Q & A : Drafting a Valid Will
1. What is a will?
In simple term, a will is a document which contains a person’s intentions on the distribution his or her assets at death. Section 2 of the Wills Act 1959 defines a will in technical terms as ‘a declaration intended to have legal effect of the intentions of testator with respect to his property or other matters which he desires to be carried into effect after his death and includes testament, a codicil and an appointment by will or by writing in the nature of a will in exercise of a power and also a disposition will or testament of the guardianship, custody and tuition of any child’.
2. What Happens if I Die without A Will?
If you die intestate:- Your assets will be distributed according to the formulas set out in the Distribution Act 1958, and not according to your wishes of the needs of your family members. The court will appoint a trustee and an executor to administer your estate and this may give rise to disputes between family members or beneficiaries on who should be appointed. The court will appoint a guardian for your minor children and the person appointed may not be your preference. The distribution process will take longer and cost more, ordinarily requiring a bond and the appointment of 2 sureties guarantee the proper administration of the estate as well as further court orders to effect the transfer of real property.
3. What are the Advantages of Having a Will?
Having a will enables you to:-
- Choose your beneficiaries and how your assets are to be distributed;
- Choose your trustee and executor to administer your estate;
- Set up a testamentary trust for your minor children, heirs with special needs or charities;
- Choose the guardian for your minor children;
- Minimize the chances of family disputes over property;
- Speed up the distribution process considerably;
- Reduce the cost of administering your estate;
- Express your wishes for your funeral arrangements
4. What makes a will valid?
To make a will valid, you must:-
- Be at least 18 years old;
- Be of sound mind;
- Have your will in writing;
- Have signed your will;
- Have your signing witness by at least 2 witnesses who will then sign in your presence and in the presence of each other
5. Can my beneficiaries witness my will?
No, a beneficiary will not be eligible to receive any benefit from the estate if he/she or his/her spouse signs as a witness to the will.
6. How long will my Will be valid for?
Once executed, your will is valid until it is replaced by a new will, revoked in writing or destroyed intentionally. Your Will will automatically be revoked if you marry or remarry, or covert to Islam.
7. Who will inherit my assests under the Distribution Act 1958?
Section 6 of the Distribution Act 1958 sets out various scenarios for intestacy and provides a fixed formula for the distribution of a person’s assets. The following are some examples:-
- Leaving a spouse, issue and parents: spouse ¼ issue ½ parents ¼
- Leaving a spouse and parents but no issue: spouse ½ parents ½
- Leaving a spouse and issue but no parents: spouse 1/3 issue 2/3
- Leaving issue and parents but no spouse: issue 2/3 parents 1/3
- Leaving no spouse, issue or parents, then the following persons are entitled in accordance of priority; brothers and sisters, grandparents, uncles and aunts, great grandparents, great uncles and aunts, government.

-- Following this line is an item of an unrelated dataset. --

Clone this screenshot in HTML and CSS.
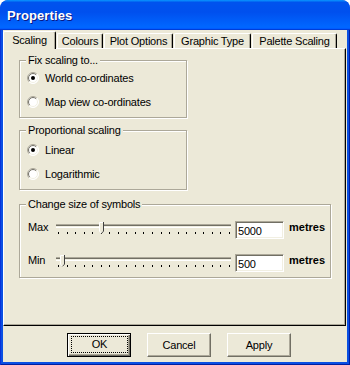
FILE: index.html
```html
<!DOCTYPE html>
<html>
<head>
<meta charset="utf-8">
<title>Properties</title>
<link rel="stylesheet" href="styles.css">
</head>
<body>
<svg class="defs" width="0" height="0" aria-hidden="true">
  <defs>
    <symbol id="radio" viewBox="0 0 12 12">
      <circle cx="6" cy="6" r="5.5" fill="#fff"/>
      <path d="M2.11 9.89 A5.5 5.5 0 0 1 9.89 2.11" fill="none" stroke="#ACA899"/>
      <path d="M2.82 9.18 A4 4 0 0 1 9.18 2.82" fill="none" stroke="#716F64"/>
      <path d="M9.89 2.11 A5.5 5.5 0 0 1 2.11 9.89" fill="none" stroke="#fff"/>
      <path d="M9.18 2.82 A4 4 0 0 1 2.82 9.18" fill="none" stroke="#F1EFE2"/>
    </symbol>
    <symbol id="dot" viewBox="0 0 12 12">
      <circle cx="6" cy="6" r="2" fill="#000"/>
    </symbol>
    <symbol id="thumb" viewBox="0 0 5 12">
      <path d="M0 0H5V9L2.5 11.5L0 9Z" fill="#ECE9D8"/>
      <path d="M0.5 9.2V0.5H4" fill="none" stroke="#fff"/>
      <path d="M4.5 0V9.2L2.5 11.3" fill="none" stroke="#404040"/>
      <path d="M0.5 9.2L2.3 11" fill="none" stroke="#fff"/>
    </symbol>
  </defs>
</svg>

<div class="window">
  <div class="titlebar"><span class="title">Properties</span></div>
  <div class="frame">
    <div class="client">
      <div class="tabs">
        <div class="tab active w-scaling">Scaling</div>
        <div class="tab w-colours">Colours</div>
        <div class="tab w-plot">Plot Options</div>
        <div class="tab w-graphic">Graphic Type</div>
        <div class="tab w-palette">Palette Scaling</div>
      </div>

      <div class="page">
        <fieldset class="group g-fix">
          <legend>Fix scaling to...</legend>
          <div class="radios">
            <div class="radio-row">
              <svg class="radio" width="12" height="12"><use href="#radio"/><use href="#dot"/></svg>
              <span>World co-ordinates</span>
            </div>
            <div class="radio-row">
              <svg class="radio" width="12" height="12"><use href="#radio"/></svg>
              <span>Map view co-ordinates</span>
            </div>
          </div>
        </fieldset>

        <fieldset class="group g-prop">
          <legend>Proportional scaling</legend>
          <div class="radios">
            <div class="radio-row">
              <svg class="radio" width="12" height="12"><use href="#radio"/><use href="#dot"/></svg>
              <span>Linear</span>
            </div>
            <div class="radio-row">
              <svg class="radio" width="12" height="12"><use href="#radio"/></svg>
              <span>Logarithmic</span>
            </div>
          </div>
        </fieldset>

        <fieldset class="group g-size">
          <legend>Change size of symbols</legend>
          <div class="sliders">
            <div class="slider-row">
              <span class="slabel">Max</span>
              <div class="slider">
                <div class="track"></div>
                <div class="ticks">
                  <i></i><i></i><i></i><i></i><i></i><i></i><i></i><i></i><i></i><i></i><i></i><i></i><i></i><i></i><i></i><i></i><i></i><i></i><i></i><i></i><i></i>
                </div>
                <svg class="thumb" width="5" height="12" style="left:43px"><use href="#thumb"/></svg>
              </div>
              <div class="field">5000</div>
              <span class="unit">metres</span>
            </div>
            <div class="slider-row">
              <span class="slabel">Min</span>
              <div class="slider">
                <div class="track"></div>
                <div class="ticks">
                  <i></i><i></i><i></i><i></i><i></i><i></i><i></i><i></i><i></i><i></i><i></i><i></i><i></i><i></i><i></i><i></i><i></i><i></i><i></i><i></i><i></i>
                </div>
                <svg class="thumb" width="5" height="12" style="left:4px"><use href="#thumb"/></svg>
              </div>
              <div class="field">500</div>
              <span class="unit">metres</span>
            </div>
          </div>
        </fieldset>
      </div>

      <div class="buttons">
        <div class="btn default"><span class="focus">OK</span></div>
        <div class="btn">Cancel</div>
        <div class="btn">Apply</div>
      </div>
    </div>
  </div>
</div>
</body>
</html>
```

FILE: styles.css
```css
* { box-sizing: border-box; }

html, body {
  margin: 0;
  padding: 0;
}

body {
  width: 350px;
  height: 365px;
  background: #fff;
  font-family: "Liberation Sans", Arial, sans-serif;
  font-size: 11px;
  letter-spacing: -0.2px;
  color: #000;
}

.defs {
  position: absolute;
  width: 0;
  height: 0;
  overflow: hidden;
}

.window {
  width: 350px;
  height: 365px;
  display: flex;
  flex-direction: column;
  border-radius: 8px 8px 0 0;
  overflow: hidden;
  background: #0A4FE3;
}

.titlebar {
  height: 30px;
  flex: none;
  padding: 8px 0 0 7px;
  background: linear-gradient(180deg, #0997ff, #0053ee 8%, #0050ee 40%, #0066ff 88%, #0066ff 93%, #005bff 95%, #003dd7 96%, #003dd7);
  border-radius: 8px 8px 0 0;
}

.title {
  color: #fff;
  font-weight: bold;
  font-size: 13px;
  letter-spacing: 0.1px;
  line-height: 15px;
  text-shadow: 1px 1px 0 #0a1883;
}

.frame {
  flex: 1;
  display: flex;
  padding: 0 3px 3px;
  background: #0A4FE3;
  box-shadow: inset 1px 0 0 #0831D9, inset -1px 0 0 #001EA0, inset 0 -1px 0 #001EA0;
}

.client {
  flex: 1;
  display: flex;
  flex-direction: column;
  background: #ECE9D8;
}

/* Tabs */
.tabs {
  height: 18px;
  flex: none;
  display: flex;
  align-items: flex-end;
}

.tab {
  height: 15px;
  margin-right: 1px;
  padding-top: 1px;
  line-height: 13px;
  text-align: center;
  border-top: 1px solid #fff;
  border-left: 1px solid #fff;
  border-right: 1px solid #000;
  border-radius: 2px 2px 0 0;
  box-shadow: inset -1px 0 0 #ACA899;
  white-space: nowrap;
}

.tab.active {
  position: relative;
  z-index: 1;
  height: 18px;
  margin-bottom: -1px;
  padding-top: 2px;
  background: #ECE9D8;
}

.w-scaling { width: 53px; }
.w-colours { width: 46px; }
.w-plot { width: 69px; }
.w-graphic { width: 77px; }
.w-palette { width: 85px; }

/* Page */
.page {
  height: 278px;
  flex: none;
  margin-right: 1px;
  padding: 5px 0 0 15px;
  border-top: 1px solid #fff;
  border-left: 1px solid #fff;
  border-right: 1px solid #000;
  border-bottom: 1px solid #000;
  box-shadow: inset -1px -1px 0 #ACA899;
}

.group {
  margin: 0;
  min-width: 0;
  border: 1px solid #ACA899;
  box-shadow: inset 1px 1px 0 #fff, 1px 1px 0 #fff;
  padding-left: 0;
  padding-right: 0;
}

.group legend {
  margin-left: 6px;
  padding: 0 2px;
  line-height: 13px;
  background: #ECE9D8;
}

.g-fix {
  width: 168px;
  padding-top: 3px;
  padding-bottom: 7px;
}

.g-prop {
  width: 168px;
  margin-top: 6px;
  padding-top: 5px;
  padding-bottom: 7px;
}

.g-size {
  width: 312px;
  margin-top: 8px;
  padding-top: 10px;
  padding-bottom: 5px;
}

.radios {
  display: flex;
  flex-direction: column;
  gap: 8px;
}

.radio-row {
  height: 16px;
  display: flex;
  align-items: center;
  gap: 6px;
  padding-left: 7px;
  line-height: 13px;
}

.radio {
  display: block;
  flex: none;
}

/* Sliders */
.sliders {
  display: flex;
  flex-direction: column;
  gap: 15px;
}

.slider-row {
  height: 18px;
  display: flex;
  align-items: flex-start;
  padding-left: 8px;
  line-height: 13px;
}

.slabel {
  width: 28px;
  flex: none;
}

.slider {
  position: relative;
  width: 175px;
  height: 18px;
  flex: none;
}

.track {
  margin-top: 3px;
  height: 4px;
  border-top: 1px solid #ACA899;
  border-bottom: 1px solid #fff;
  background: linear-gradient(#716F64 0 1px, #F1EFE2 1px);
}

.ticks {
  margin: 4px 1px 0 2px;
  display: flex;
  justify-content: space-between;
}

.ticks i {
  display: block;
  width: 1px;
  height: 2px;
  background: #000;
}

.thumb {
  position: absolute;
  top: 1px;
  display: block;
}

.field {
  width: 49px;
  height: 18px;
  flex: none;
  margin-left: 4px;
  padding: 1px 0 0 2px;
  line-height: 16px;
  background: #fff;
  border: 1px solid;
  border-color: #ACA899 #fff #fff #ACA899;
  box-shadow: inset 1px 1px 0 #716F64, inset -1px -1px 0 #F1EFE2;
}

.unit {
  margin-left: 5px;
  font-weight: bold;
  letter-spacing: 0;
}

/* Buttons */
.buttons {
  flex: 1;
  display: flex;
  align-items: flex-start;
  gap: 16px;
  padding: 7px 0 0 64px;
}

.btn {
  width: 64px;
  height: 24px;
  display: flex;
  align-items: center;
  justify-content: center;
  line-height: 13px;
  background: #ECE9D8;
  border: 1px solid;
  border-color: #fff #716F64 #716F64 #fff;
  box-shadow: inset -1px -1px 0 #ACA899;
}

.btn.default {
  border-color: #000;
  box-shadow: inset 1px 1px 0 #fff, inset -1px -1px 0 #716F64, inset -2px -2px 0 #ACA899;
  align-items: stretch;
  justify-content: stretch;
}

.focus {
  flex: 1;
  margin: 2px 2px 3px 3px;
  border: 1px dotted #000;
  display: flex;
  align-items: center;
  justify-content: center;
}
```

8. How does marriage or divorce affect my will?
Your will is automatically revoked upon your marriage or remarriage. An exception is where your will expressly provides for expected marriage in a ‘contemplation of marriage’ clause.
9. What is the role of my executor or trustee?
The role of your executor is to ensure that your wishes in your will are fulfilled. This will involve your executor:-
- Locating your will
- Applying to court for a grant of probate
- Calling in your assets
- Paying off your liabilities
- Distributing your assests according to your will
- Preparing statements of account
10.Who can I appoint as my executor or trustee?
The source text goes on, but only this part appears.